What are we improving?

After a couple of weeks of brainstorming, debating, analysing and asking for feedback, we decided to focus on three aspects we must improve in the short term:

  • Vertical Continuous Delivery. The team's ability to break big problems into small pieces so every step makes sense, adds value and reduces risk.
  • Quality. The team's ability and processes to build simple yet testable, readable, maintainable and evolvable code.
  • Observability & Monitoring. The team's mindset to think and learn about what happens to the code after it is in one of the dark corners of the internet.

The journey is broken down into three phases: Shu-Ha-Ri. Nobody explains this better than Martin Fowler so I'm not going to even try to do a better job.

Every team needs to improve different aspects of its Engineering Excellence throughout its life. Your team will have to follow its own path and battle its own demons.

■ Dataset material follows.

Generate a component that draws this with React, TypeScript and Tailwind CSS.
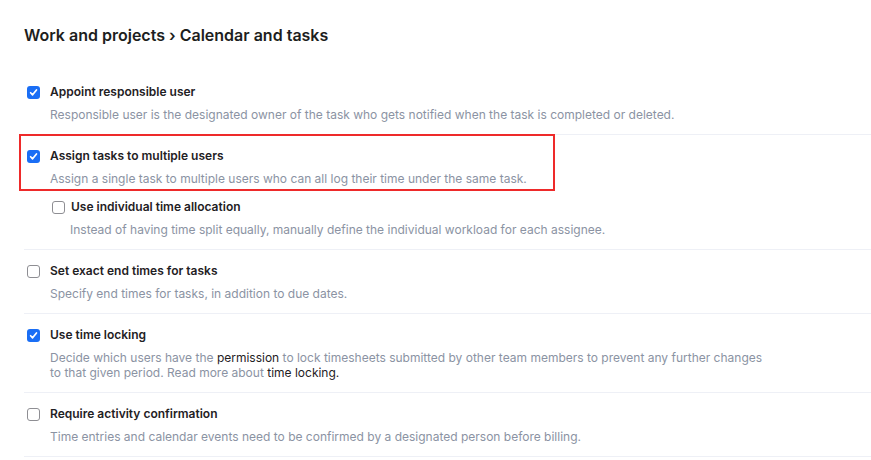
import React from "react";

function Box({ checked }: { checked: boolean }) {
  if (checked) {
    return (
      <span className="flex h-[13px] w-[13px] shrink-0 items-center justify-center rounded-[3px] bg-[#1a6ef5]">
        <svg width="9" height="9" viewBox="0 0 10 10" fill="none">
          <path d="M1.8 5.3 L4 7.6 L8.3 2.2" stroke="white" strokeWidth="1.9" strokeLinecap="round" strokeLinejoin="round" />
        </svg>
      </span>
    );
  }
  return <span className="block h-[13px] w-[13px] shrink-0 rounded-[3px] border border-[#8e8e93] bg-white" />;
}

function Option({
  checked,
  title,
  children,
  sub,
}: {
  checked: boolean;
  title: string;
  children: React.ReactNode;
  sub?: boolean;
}) {
  return (
    <div className={sub ? "pl-[27px] pt-[11px]" : "pt-[11px]"}>
      <div className={sub ? "flex h-[20px] items-center gap-[6px] pl-[1px]" : "flex h-[20px] items-center gap-[10px] pl-[3px]"}>
        <Box checked={checked} />
        <span className="text-[12px] font-semibold text-[#1f2124]">{title}</span>
      </div>
      <div className={sub ? "mt-[5px] pl-[19px] text-[12px] leading-[15px] text-[#8b93a3]" : "mt-[5px] max-w-[746px] pl-[26px] text-[12px] leading-[15px] text-[#8b93a3]"}>
        {children}
      </div>
    </div>
  );
}

export default function App() {
  return (
    <div className="relative h-[460px] w-[871px] overflow-hidden bg-white font-['Inter',sans-serif]">
      <div className="pl-6 pt-[24px]">
        <h1 className="h-[22px] text-[16px] font-semibold leading-[22px] text-[#1d1e20]">
          Work and projects › Calendar and tasks
        </h1>
        <div className="mt-[25px]">
          <div className="border-b border-[#eef0f6] pb-[12px]">
            <Option checked title="Appoint responsible user">
              Responsible user is the designated owner of the task who gets notified when the task is completed or deleted.
            </Option>
          </div>
          <div className="relative border-b border-[#eef0f6] pb-[12px]">
            <Option checked title="Assign tasks to multiple users">
              Assign a single task to multiple users who can all log their time under the same task.
            </Option>
            <Option sub checked={false} title="Use individual time allocation">
              Instead of having time split equally, manually define the individual workload for each assignee.
            </Option>
            <div className="pointer-events-none absolute left-[-5px] top-[-1px] h-[57px] w-[536px] border-2 border-[#ee2a2a]" />
          </div>
          <div className="border-b border-[#eef0f6] pb-[12px]">
            <Option checked={false} title="Set exact end times for tasks">
              Specify end times for tasks, in addition to due dates.
            </Option>
          </div>
          <div className="border-b border-[#eef0f6] pb-[12px]">
            <Option checked title="Use time locking">
              Decide which users have the <span className="text-[#1f2124]">permission</span> to lock timesheets submitted by other team members to prevent any further changes to that given period. Read more about <span className="text-[#1f2124]">time locking.</span>
            </Option>
          </div>
          <div className="border-b border-[#eef0f6] pb-[12px]">
            <Option checked={false} title="Require activity confirmation">
              Time entries and calendar events need to be confirmed by a designated person before billing.
            </Option>
          </div>
        </div>
      </div>
    </div>
  );
}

Make sure you have checkpoints along the journey so you can adjust your plans for the needs your team has. Also, make sure you can escape from the chaos and day to day histeria so you can have some time to think and reflect on the changes happening because this initiative.

What could possibly go wrong?

Everything. One of the most famous quotes in business is:

If you can't measure it, you can't improve it.

What if you're starting to improve your team's Engineering Excellence but you are not measuring anything yet (quantitatively or qualitatively)? Keep going. You don't have time to measure first and improve later. You'll need to do both at the same time. Actually, make the team understand why measuring themsleves is so damn important as part of the journey.

If you know something about Engineering teams and people in general you know there is no guarantee this initiative will succeed. But I would love to have a chat if you try this or something similar.

What to do when you finish?

You never finish. When you do, if you do, you start over. But make sure you assess your team has actually improved their Engineering Excellence from time to time.